When it is judged that there is a inventory input in the subroutines 108, 110, 118 shown in FIG. 2 or in the subroutine 1346 shown in FIG. 6 the program is transferred to the inventory routine 119. The inventory operation utilizing this routine will be described as follows:

Inventory Operation

The inventory routine is shown in FIG. 4 in which at step 1190, a randam access memory device (RAM) is cleared. Then flag Q1 is set, flag F is reset, and at step 1191 various timers are started. Then at step 1192, a judgement is made as to whether the 300 ms timer has timed up. If not, the program is returned again to step 1192. If the 300 ms timer has timed up, 1 is added to the content of the inventory register AC. Then flags inv and Sinv are set. Then at step 1193, a judgement is made as to whether the content of the inventory register QC is 5 or not. At this time, since QC =1 , the result of judgement is NO. Then at step 1195, a judgement is made as to whether the content of the inventory register QC is 3 or not. Again the result of judgement is NO so that the program is transferred to the 25 cent coin pay out routine 1197, the content thereof being shown in FIG. 7. This routine 1197 is different from the 25 cent pay out routine described above in that the routine 1197 does not contain a processing of adding 1 to the content of the no pay number register R2. At this time, since flags inv and Q1 are set, the processing, of subroutne 1358 and 1362 are different slightly. In the subroutine flow chart shown in FIG. 17, at step 1387, it is judged that the flag inv is "1" so that the result of judgement is YES, thus completing this subroutine. In the subroutine flow chart shown in FIG. 15, at step 1393, it is judged that Q1 =1. Then at step 1394 the flag Sinv is judged. At this time, since sinv =1, the subroutine is completed without executing any procedure. Further, since flag Q1 has been set, the program is branched to step 1374 from step 1366 shown in FIG. 7. At step 1374, flag RP is judged. At this time, if flag RP is 1, in other words already payed out return coin has confirmed, then flag RP is reset, and at step 1380, various timers are started. After that at step 1381, a judgement is made as to whether the 300 ms timer has timed up. If timed up, at step 1382, signal S(RP) from the payed out confirmation switch PS is judged. If at this time, the signal S(RP) is still "9", after executing the subroutine 1383, the program is returned to step 1382. The subroutine 1383 is shown in FIG. 15. Where signal S(inv) from an inventory switch, not shown, is "1", the same processings as above described are executed, whereas when the signal S(inv) is "0", at step 1395, it is judged that signal S(inv)=1 and flag Sinv is reset.

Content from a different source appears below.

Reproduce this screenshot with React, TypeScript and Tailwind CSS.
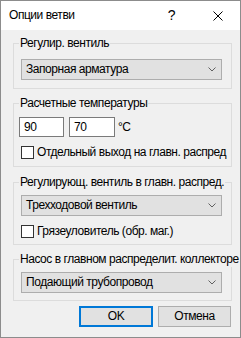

At step 1382, when signal S(RP) is "1", that is the pay out coin confirmation switch PS is in the waiting state, the program is branched to step 1398 for judging flag Q1. At this tiem, since flag Q1 is "1", at the next step 1397, the content of the inventory register QC is judged. At this time, since QC =1, the program is transferred to the 25 cent pay out routine 1352.

In this manner, 25 cent coins are succesively payed out. During this pay out operation, if there is no remaining 25 cent coin and at step 1358 when money return confirmation is not made, flag RP would not be set. Then the program is transferred from step 1374 to step 1375. When money return is confirmed, flag RP is reset, and the program is transferred to the timer starting step 1380 described above. At step 1375, if the money return is not confirmed, at the next step 1376, a judgement is made as whether the 300 ms timer has timed up or not. If the result of judgement is NO, the program is transferred to subroutine 1377 shown in FIG. 15. At this time, if the signal S(inv) from the inventory switch is "1", this subroutine is completed, whereas when the signal S(inv) is "0", this subroutine would be completed only after resetting flag Sinv. Upon completion of subroutine 1377, at step 1378, flag Q1 is judged. Since at this time, the flag Q1 is "1", the program is returned to step 1375 to repeat the operation described above.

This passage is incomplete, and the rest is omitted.